Due to impending changes to UK immigration rules, my wife and I might not be able to meet the new requirements (she's a student and won't initially earn enough to sponsor me). Though it's not our preferred option, we are having to consider the prospect of moving to the United States (I'm a US citizen). I won't ask a million questions regarding all the forms and requirements, as I still need to do a lot of research into this. However, I had a brief question that I couldn't easily find a clear answer for. Can we apply for her to come to the US as my spouse from the UK? My residence is here and I am currently working part-time while studying toward a PhD. I file US tax returns, but I cannot claim employment in the US. Are foreign earnings comsidered? Do I have to move to the US, get a job and THEN apply for my wife to join me? That could mean that we'd be separated for quite a long time, which is really unfortunate, but if that's everyone else's experience, I suppose it will be ours as well.


----------



## Bevdeforges (Nov 16, 2007)

In your situation, you can file your part of the visa application from the UK - but the catch is that you must show that you are "serious" about your intention to relocate back to the US. Normally this means having some form of housing set up (even if it's with friends or family), and if you don't have a job offer, then you may want to find a co-sponsor (usually, but not necessarily a family member) who can take on financial responsibility until you have found employment.

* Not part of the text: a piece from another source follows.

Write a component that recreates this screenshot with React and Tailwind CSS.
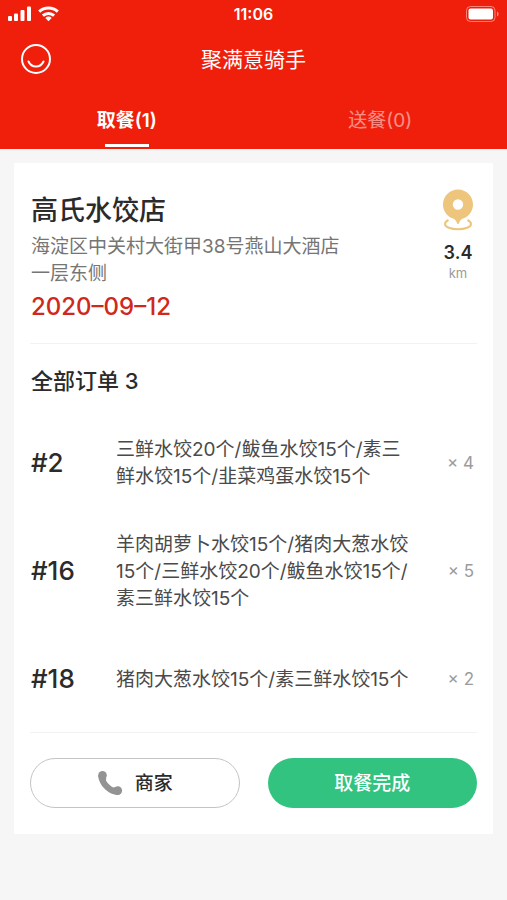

Your current work status in the UK will "count" in the sense that it allows you to build up a little bit of savings, and your PhD will certainly enhance your marketability once you do start looking for a job in the US. (Hey, every little bit helps, right?) 
Cheers,
Bev


----------



## Davis1 (Feb 20, 2009)

spousal visa CR1
Immigrant Visa for a Spouse of a U.S. Citizen (IR1 or CR1)


----------